Kodak is one of the nation’s iconic brands, forever associated with camera equipment, photographic film, and related materials and services. The idea of capturing a “Kodak moment” is a familiar one to many Americans, especially those of a certain age.
Based in Rochester, N.Y., and known more formally as the Eastman Kodak Co., its origins date to 1889, when George Eastman founded the firm. In recent years, Kodak has sought to keep pace with changing consumer demand by transforming itself into a digitally oriented company and, as part of this shift, has made a number of changes.
It was against this backdrop that the Rochester Democrat and Chronicle newspaper reported in early May that Kodak had, for more than three decades, operated a small nuclear research reactor, unbeknownst to the public. More about that last part in a moment.
But one element of the story that needs clarifying is that the device – known by the elegant name of Californium Flux Multiplier – was a “reactor.” In the truest sense of the word, it did not qualify as one.
While the Kodak device, which was decommissioned and removed in 2007, made use of plates containing highly enriched uranium, it was incapable of sustaining the fissioning, or splitting, of atoms. In nuclear power reactors, atoms are fissioned to release large amounts of heat that can then be tapped to produce power for the grid.
This unique piece of equipment was used to conduct chemical and radiological analyses on manufacturing processes. It also was used to investigate new chemicals and explore new technologies that might be of interest to any of the company’s various operating divisions.
Enriched uranium contained in the Californium Flux Multiplier was in the form of fuel plates clad in aluminum alloy. The plates formed a sub-critical (or below the point of fissioning) assembly that surrounded a Cf-252 (Cf stands for Californium) source. The U-235 (U stands for uranium) fuel was able to multiply the neutrons coming from the Cf-252 source, which fissions spontaneously.
The device was designed to remain always sub-critical, but it nevertheless yielded sufficient neutrons for neutron activation analysis.
After the Californium Flux Multiplier was shut down, all of the fuel plates were removed from the facility and transferred back to the U.S. Department of Energy in late November 2007.
So even though media outlets might use the shorthand reference of “reactor” to refer to the device, in this case a reactor by any other name is not a reactor.
The Democrat and Chronicle reported that it learned of the device from a Kodak employee and emphasized the lack of public awareness regarding it over its many years of operation.
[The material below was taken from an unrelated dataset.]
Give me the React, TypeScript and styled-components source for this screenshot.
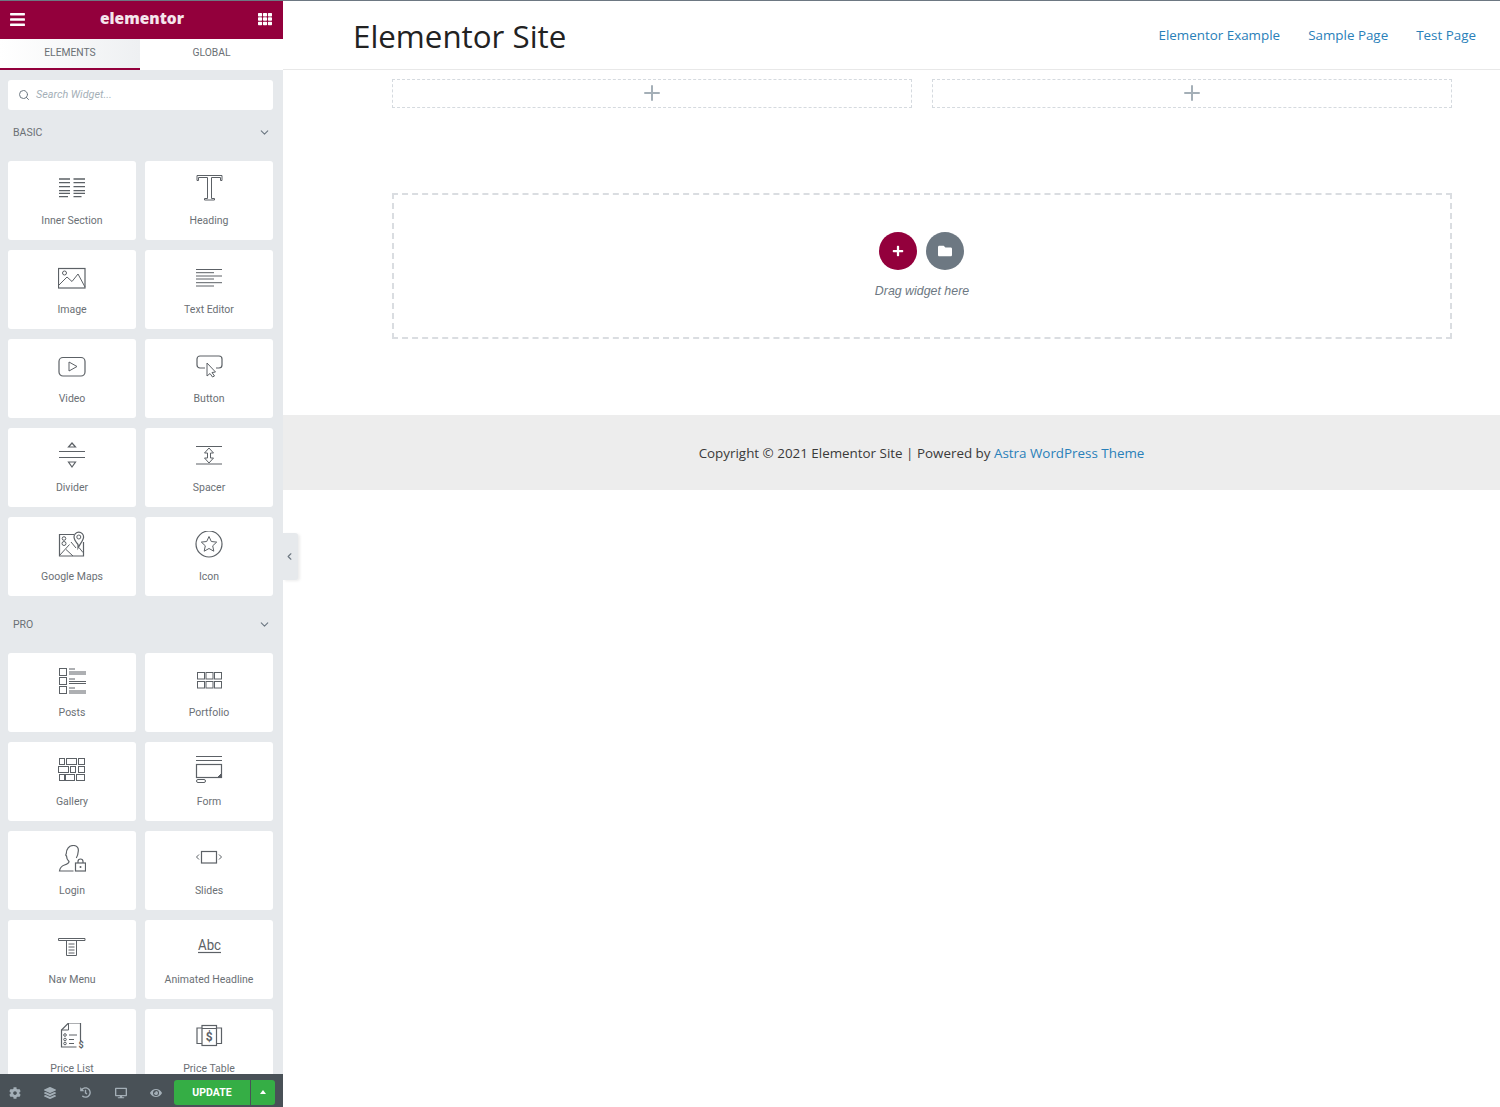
import { ReactNode } from "react";
import styled, { createGlobalStyle } from "styled-components";
import { FaBars, FaCog, FaDesktop, FaEye, FaFolder, FaHistory, FaLayerGroup, FaPlus, FaTh } from "react-icons/fa";
import { ChevronDown, ChevronLeft, Plus, Search } from "lucide-react";

const iconInk = "#5c6166";

const GlobalStyle = createGlobalStyle`
  html, body {
    margin: 0;
    padding: 0;
    background: #fff;
  }
  * {
    box-sizing: border-box;
  }
`;

const Svg = ({ children }: { children: ReactNode }) => (
  <svg width="28" height="28" viewBox="0 0 28 28" fill="none" stroke={iconInk} strokeWidth="1">
    {children}
  </svg>
);

const InnerSectionIcon = () => (
  <Svg>
    <path d="M1 4h11M15.5 4h11.5M1 7.700h11M15.500 7.700h11.500M1 11.700h11M15.500 11.700h11.500M1 15.700h11M15.500 15.700h11.500M1 18.300h11M15.500 18.300h11.500M1 21.700h9M15.500 21.700h8" strokeWidth="1.3" />
  </Svg>
);
const HeadingIcon = () => (
  <Svg>
    <path d="M2 .5h25v5h-1.500v-3h-9v21h3v1.500h-10v-1.500h3v-21h-9v3h-1.500z" />
  </Svg>
);
const ImageIcon = () => (
  <Svg>
    <rect x="0.5" y="4.5" width="26.5" height="19.500" strokeWidth="1.2" />
    <circle cx="6.5" cy="9" r="2" />
    <path d="M1 21l8-8 5 4.500 6-7.500 7 13" />
  </Svg>
);
const TextEditorIcon = () => (
  <Svg>
    <path d="M1 5.500h26M1 8.700h18M1 12h26M1 15h18M1 18.700h26M1 22h18" />
  </Svg>
);
const VideoIcon = () => (
  <Svg>
    <rect x="1" y="4.500" width="26" height="18.500" rx="4" strokeWidth="1.2" />
    <path d="M11 9l8 4.500-8 4.500z" />
  </Svg>
);
const ButtonIcon = () => (
  <Svg>
    <path d="M10 15h-5a3 3 0 0 1-3-3v-6a3 3 0 0 1 3-3h19a3 3 0 0 1 3 3v6a3 3 0 0 1-3 3h-3" strokeWidth="1.2" />
    <path d="M12 10v13l3-2.500 2.500 3.500 2-1-2.500-3.500 3.500-.5z" />
  </Svg>
);
const DividerIcon = () => (
  <Svg>
    <path d="M14 1l3.500 4h-7zM14 25l3.500-5h-7z" strokeWidth="1.2" />
    <path d="M1 9.500h26M1 15.500h26" strokeWidth="1.2" />
  </Svg>
);
const SpacerIcon = () => (
  <Svg>
    <path d="M1 4.500h26M1 22h26" strokeWidth="1.2" />
    <path d="M14 6l4.500 5h-3v5h3l-4.500 5-4.500-5h3v-5h-3z" />
  </Svg>
);
const MapsIcon = () => (
  <Svg>
    <path d="M16 3.500h-14.500v21.500h24v-14" strokeWidth="1.2" />
    <path d="M1.500 24.500l10-11M8 18.500l7 6.500M13 11l5 6M21 16.500l4 5" />
    <path d="M20 13.500c-2.500-3-4-5-4-7.500a4.800 4.800 0 0 1 9.600 0c0 2.500-2.500 5.500-5.600 11z" strokeWidth="1.2" fill="#fff" />
    <circle cx="20.800" cy="6" r="2" />
    <circle cx="6" cy="7.500" r="1.800" />
    <circle cx="6" cy="12.500" r="2" />
  </Svg>
);
const StarIcon = () => (
  <Svg>
    <circle cx="14" cy="13" r="13" strokeWidth="1.2" />
    <path d="M14 5.500l2.300 5 5.400.6-4 3.700 1.100 5.400-4.800-2.700-4.800 2.700 1.100-5.400-4-3.700 5.400-.6z" />
  </Svg>
);
const PostsIcon = () => (
  <Svg>
    <rect x="1.500" y="1.500" width="7" height="7" />
    <rect x="1.500" y="10.500" width="7" height="7" />
    <rect x="1.500" y="19.500" width="7" height="7" />
    <path d="M11 2h6M11 5h17M11 7h17M11 12h6M11 14.500h17M11 16.500h17M11 21h6M11 24h17M11 26h17" />
  </Svg>
);
const PortfolioIcon = () => (
  <Svg>
    <rect x="2.500" y="5.500" width="7" height="6.500" />
    <rect x="11" y="5.500" width="7" height="6.500" />
    <rect x="19.500" y="5.500" width="7" height="6.500" />
    <rect x="2.500" y="14.500" width="7" height="6.500" />
    <rect x="11" y="14.500" width="7" height="6.500" />
    <rect x="19.500" y="14.500" width="7" height="6.500" />
  </Svg>
);
const GalleryIcon = () => (
  <Svg>
    <rect x="1.500" y="2.500" width="5" height="6" />
    <rect x="8.500" y="2.500" width="10" height="6" />
    <rect x="20.500" y="2.500" width="6" height="6" />
    <rect x="0.500" y="10.500" width="10" height="6" />
    <rect x="12.500" y="10.500" width="5" height="6" />
    <rect x="20.500" y="10.500" width="6" height="6" />
    <rect x="1.500" y="18.500" width="5" height="6" />
    <rect x="7.500" y="18.500" width="9" height="6" />
    <rect x="18.500" y="18.500" width="8" height="6" />
  </Svg>
);
const FormIcon = () => (
  <Svg>
    <path d="M1 0.500h26M1 4.500h26" strokeWidth="1.2" />
    <rect x="1.500" y="8.500" width="25" height="13" strokeWidth="1.2" />
    <path d="M26 21v-3l-3 3z" fill={iconInk} />
    <rect x="1.500" y="23.500" width="9" height="3" rx="1.500" />
  </Svg>
);
const LoginIcon = () => (
  <Svg>
    <path d="M15.500 26h-14c.5-3.500 2-5 5-6 3-1 4.500-2 4.500-3.500-1.500-1.500-2.500-3.500-2.500-5.500-.8-.5-.8-1.500-.2-2.500 0-4.500 2.700-8 7-8 3 0 5.500 1.800 5 5.500-.2 2.500-.5 5-2 7" strokeWidth="1.2" />
    <rect x="17.500" y="18" width="10" height="8" strokeWidth="1.2" />
    <path d="M20 18v-1.500a2.500 2.500 0 0 1 5 0v1.500" strokeWidth="1.2" />
    <circle cx="22.500" cy="22" r="1" fill={iconInk} stroke="none" />
  </Svg>
);
const SlidesIcon = () => (
  <Svg>
    <rect x="6.500" y="6.500" width="15" height="11.500" strokeWidth="1.2" />
    <path d="M4 9.500l-2.500 2.500 2.500 2.500M24 9.500l2.500 2.500-2.500 2.500" />
  </Svg>
);
const NavMenuIcon = () => (
  <Svg>
    <path d="M0.500 4.500h26.500v2h-26.500z" />
    <path d="M8.500 6.500v15h10v-15M10.500 10h6M10.500 13h6M10.500 16h6M10.500 19h6" />
  </Svg>
);
const AbcIcon = () => (
  <Svg>
    <text x="3" y="16" fontFamily="Roboto, sans-serif" fontSize="15" fill={iconInk} stroke="none" textLength="23" lengthAdjust="spacingAndGlyphs">
      Abc
    </text>
    <path d="M3 18.500h23" strokeWidth="1.2" />
  </Svg>
);
const PriceListIcon = () => (
  <Svg>
    <path d="M22.500 18v-18h-12l-7 7v17h15" strokeWidth="1.2" />
    <path d="M10.500 0v7h-7M11 12h8M11 16.500h5M11 20.500h5" />
    <circle cx="7" cy="12" r="1.300" />
    <circle cx="7" cy="16.500" r="1.300" />
    <circle cx="7" cy="20.500" r="1.300" />
    <text x="23" y="25" fontFamily="Roboto, sans-serif" fontSize="9" fontWeight="700" fill={iconInk} stroke="none" textAnchor="middle">
      $
    </text>
  </Svg>
);
const PriceTableIcon = () => (
  <Svg>
    <path d="M7 5h-5v15.500h5M21.500 5h5v15.500h-5" strokeWidth="1.2" />
    <rect x="7" y="2.500" width="14.500" height="20" strokeWidth="1.2" />
    <path d="M7 5.500h14.500" />
    <text x="14.200" y="18" fontFamily="Roboto, sans-serif" fontSize="12" fontWeight="700" fill={iconInk} stroke="none" textAnchor="middle">
      $
    </text>
  </Svg>
);

const basicWidgets = [
  { name: "Inner Section", icon: <InnerSectionIcon /> },
  { name: "Heading", icon: <HeadingIcon /> },
  { name: "Image", icon: <ImageIcon /> },
  { name: "Text Editor", icon: <TextEditorIcon /> },
  { name: "Video", icon: <VideoIcon /> },
  { name: "Button", icon: <ButtonIcon /> },
  { name: "Divider", icon: <DividerIcon /> },
  { name: "Spacer", icon: <SpacerIcon /> },
  { name: "Google Maps", icon: <MapsIcon /> },
  { name: "Icon", icon: <StarIcon /> },
];

const proWidgets = [
  { name: "Posts", icon: <PostsIcon /> },
  { name: "Portfolio", icon: <PortfolioIcon /> },
  { name: "Gallery", icon: <GalleryIcon /> },
  { name: "Form", icon: <FormIcon /> },
  { name: "Login", icon: <LoginIcon /> },
  { name: "Slides", icon: <SlidesIcon /> },
  { name: "Nav Menu", icon: <NavMenuIcon /> },
  { name: "Animated Headline", icon: <AbcIcon /> },
  { name: "Price List", icon: <PriceListIcon /> },
  { name: "Price Table", icon: <PriceTableIcon /> },
];

const WidgetSection = ({ title, widgets }: { title: string; widgets: { name: string; icon: ReactNode }[] }) => (
  <Section>
    <SectionTitle>
      {title}
      <ChevronDown size={13} strokeWidth={2} color="#6d7882" />
    </SectionTitle>
    <WidgetGrid>
      {widgets.map((w) => (
        <WidgetCard key={w.name}>
          <WidgetIcon>{w.icon}</WidgetIcon>
          <WidgetName>{w.name}</WidgetName>
        </WidgetCard>
      ))}
    </WidgetGrid>
  </Section>
);

export default function App() {
  return (
    <Page>
      <GlobalStyle />
      <Panel>
        <PanelHeader>
          <FaBars size={17} />
          <Logo>elementor</Logo>
          <FaTh size={14} />
        </PanelHeader>
        <Tabs>
          <Tab $active>ELEMENTS</Tab>
          <Tab>GLOBAL</Tab>
        </Tabs>
        <Widgets>
          <SearchBox>
            <Search size={12} strokeWidth={2} color="#6d7882" />
            <SearchText>Search Widget...</SearchText>
          </SearchBox>
          <WidgetSection title="BASIC" widgets={basicWidgets} />
          <WidgetSection title="PRO" widgets={proWidgets} />
        </Widgets>
        <PanelFooter>
          <FooterTool><FaCog size={12} /></FooterTool>
          <FooterTool><FaLayerGroup size={12} /></FooterTool>
          <FooterTool><FaHistory size={11} /></FooterTool>
          <FooterTool><FaDesktop size={12} /></FooterTool>
          <FooterTool><FaEye size={12} /></FooterTool>
          <UpdateButton>UPDATE</UpdateButton>
          <UpdateArrow />
        </PanelFooter>
      </Panel>
      <Main>
        <CollapseTab>
          <ChevronLeft size={11} strokeWidth={2.5} color="#6d7882" />
        </CollapseTab>
        <SiteHeader>
          <SiteTitle>Elementor Site</SiteTitle>
          <SiteNav>
            <NavLink>Elementor Example</NavLink>
            <NavLink>Sample Page</NavLink>
            <NavLink>Test Page</NavLink>
          </SiteNav>
        </SiteHeader>
        <Content>
          <ColumnRow>
            <EmptyColumn><Plus size={24} strokeWidth={2} color="#a4afb7" /></EmptyColumn>
            <EmptyColumn><Plus size={24} strokeWidth={2} color="#a4afb7" /></EmptyColumn>
          </ColumnRow>
          <DropZone>
            <RoundButtons>
              <RoundButton $color="#93003c"><FaPlus size={12} /></RoundButton>
              <RoundButton $color="#6d7882"><FaFolder size={14} /></RoundButton>
            </RoundButtons>
            <DropHint>Drag widget here</DropHint>
          </DropZone>
        </Content>
        <SiteFooter>
          Copyright © 2021 Elementor Site | Powered by&nbsp;<FooterLink>Astra WordPress Theme</FooterLink>
        </SiteFooter>
      </Main>
    </Page>
  );
}

const Page = styled.div`
  display: flex;
  height: 1107px;
  overflow: hidden;
  border-top: 1px solid #6d7882;
`;

const Panel = styled.aside`
  display: flex;
  flex-direction: column;
  flex: 0 0 283px;
  background: #e6e9ec;
  font-family: Roboto, sans-serif;
`;

const PanelHeader = styled.header`
  display: flex;
  align-items: center;
  justify-content: space-between;
  flex: 0 0 38px;
  padding: 0 11px 2px 9px;
  background: #93003c;
  color: #fff;
`;

const Logo = styled.span`
  margin-bottom: 2px;
  font-family: "Open Sans", sans-serif;
  font-size: 15.5px;
  font-weight: 800;
  color: #f5e6ec;
`;

const Tabs = styled.nav`
  display: flex;
  flex: 0 0 31px;
  background: #fff;
`;

const Tab = styled.div<{ $active?: boolean }>`
  display: flex;
  align-items: center;
  justify-content: center;
  flex: ${({ $active }) => ($active ? "0 0 140px" : "1")};
  padding-bottom: 2px;
  font-size: 10.3px;
  color: #6b7075;
  background: ${({ $active }) => ($active ? "linear-gradient(90deg, #fff, #eef0f2)" : "#fff")};
  border-bottom: 2px solid ${({ $active }) => ($active ? "#93003c" : "#fff")};
`;

const Widgets = styled.div`
  flex: 1;
  min-height: 0;
  overflow: hidden;
  padding: 10px 10px 0 8px;
`;

const SearchBox = styled.div`
  display: flex;
  align-items: center;
  gap: 6px;
  height: 30px;
  padding: 0 0 1px 10px;
  background: #fff;
  border-radius: 3px;
`;

const SearchText = styled.span`
  margin-bottom: 1px;
  font-size: 10.8px;
  font-style: italic;
  color: #a4afb7;
`;

const Section = styled.section`
  padding-top: 12px;

  & + & {
    padding-top: 18px;
  }
`;

const SectionTitle = styled.h3`
  display: flex;
  align-items: center;
  justify-content: space-between;
  height: 20px;
  margin: 0 2px 19px 5px;
  font-size: 10.5px;
  font-weight: 400;
  color: #6b7075;
`;

const WidgetGrid = styled.div`
  display: grid;
  grid-template-columns: 128px 128px;
  column-gap: 9px;
  row-gap: 10px;
`;

const WidgetCard = styled.div`
  display: flex;
  flex-direction: column;
  align-items: center;
  height: 79px;
  padding-top: 14px;
  background: #fff;
  border-radius: 3px;
`;

const WidgetIcon = styled.div`
  width: 28px;
  height: 28px;
  margin-bottom: 10px;
`;

const WidgetName = styled.div`
  font-size: 10.5px;
  line-height: 16px;
  color: #6b7075;
`;

const PanelFooter = styled.footer`
  display: flex;
  align-items: center;
  gap: 5.3px;
  flex: 0 0 33px;
  padding: 4px 8px 0 0;
  background: #495157;
`;

const FooterTool = styled.div`
  display: flex;
  justify-content: center;
  flex: 0 0 30px;
  color: #a4afb7;
`;

const UpdateButton = styled.div`
  display: flex;
  align-items: center;
  justify-content: center;
  width: 76px;
  height: 25px;
  margin-left: -2.5px;
  background: #35ae45;
  border-radius: 3px 0 0 3px;
  font-size: 10.5px;
  font-weight: 700;
  color: #fff;
`;

const UpdateArrow = styled.div`
  position: relative;
  width: 24px;
  height: 25px;
  margin-left: -4.3px;
  background: #35ae45;
  border-radius: 0 3px 3px 0;

  &::after {
    content: "";
    position: absolute;
    left: 9px;
    top: 10px;
    border-left: 3.5px solid transparent;
    border-right: 3.5px solid transparent;
    border-bottom: 4px solid #fff;
  }
`;

const Main = styled.main`
  position: relative;
  flex: 1;
  min-width: 0;
  font-family: "Open Sans", sans-serif;
`;

const CollapseTab = styled.div`
  position: absolute;
  top: 532px;
  left: 0;
  display: flex;
  align-items: center;
  justify-content: center;
  width: 15px;
  height: 47px;
  padding-right: 2px;
  background: #e6e9ec;
  border-radius: 0 3px 3px 0;
  box-shadow: 2px 1px 3px rgba(0, 0, 0, 0.08);
`;

const SiteHeader = styled.header`
  display: flex;
  align-items: center;
  justify-content: space-between;
  height: 69px;
  padding: 0 24px 0 70px;
  border-bottom: 1px solid #e8e8e8;
`;

const SiteTitle = styled.h1`
  margin: 2px 0 0;
  font-size: 31.3px;
  font-weight: 400;
  color: #222;
`;

const SiteNav = styled.nav`
  display: flex;
  gap: 28px;
  margin-bottom: 1px;
`;

const NavLink = styled.a`
  font-size: 13.4px;
  color: #2980b9;
`;

const Content = styled.div`
  padding: 9px 48px 76px 109px;
`;

const ColumnRow = styled.div`
  display: flex;
  gap: 20px;
`;

const EmptyColumn = styled.div`
  display: flex;
  align-items: center;
  justify-content: center;
  flex: 1;
  height: 29px;
  padding-bottom: 2px;
  border: 1px dashed #d5dadf;
`;

const DropZone = styled.div`
  display: flex;
  flex-direction: column;
  align-items: center;
  height: 146px;
  margin-top: 85px;
  padding-top: 37px;
  border: 2px dashed #dadde1;
`;

const RoundButtons = styled.div`
  display: flex;
  gap: 9px;
  margin-right: 2px;
`;

const RoundButton = styled.div<{ $color: string }>`
  display: flex;
  align-items: center;
  justify-content: center;
  width: 38px;
  height: 38px;
  border-radius: 50%;
  background: ${({ $color }) => $color};
  color: #fff;
`;

const DropHint = styled.div`
  margin-top: 14px;
  font-family: "Liberation Sans", Arial, sans-serif;
  font-size: 12.4px;
  font-style: italic;
  color: #6d7882;
`;

const SiteFooter = styled.footer`
  display: flex;
  align-items: center;
  justify-content: center;
  height: 75px;
  padding-left: 60px;
  background: #ededed;
  font-size: 13.4px;
  color: #3a3a3a;
`;

const FooterLink = styled.a`
  color: #2980b9;
`;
But a lack of awareness should not be confused with an effort to keep information about the Californium Flux Multiplier under wraps.
Indeed, a quick check of the NRC’s web site yields numerous documents regarding the device. One area of exception would be details related to security, including shipments of the special nuclear materials used in the device. There are thousands of NRC-licensed devices containing nuclear materials in use across the U.S. Some, it could be said, are easier to picture than others.Neil Sheehan Public Affairs Officer, Region I
One thought on “The Saga of the Californium Flux Multiplier”
Personally used a similar configuration at Hanford for over a decade. It’s never been a reactor in the common sense. It was a very effective way of providing a very stable and sufficient source of neutrons for analytical measurements and research. Too bad the minimal amount of enriched 235U causes such a buzz. Certain US Senators have even destroyed the efficient use of 235U for medical isotope production.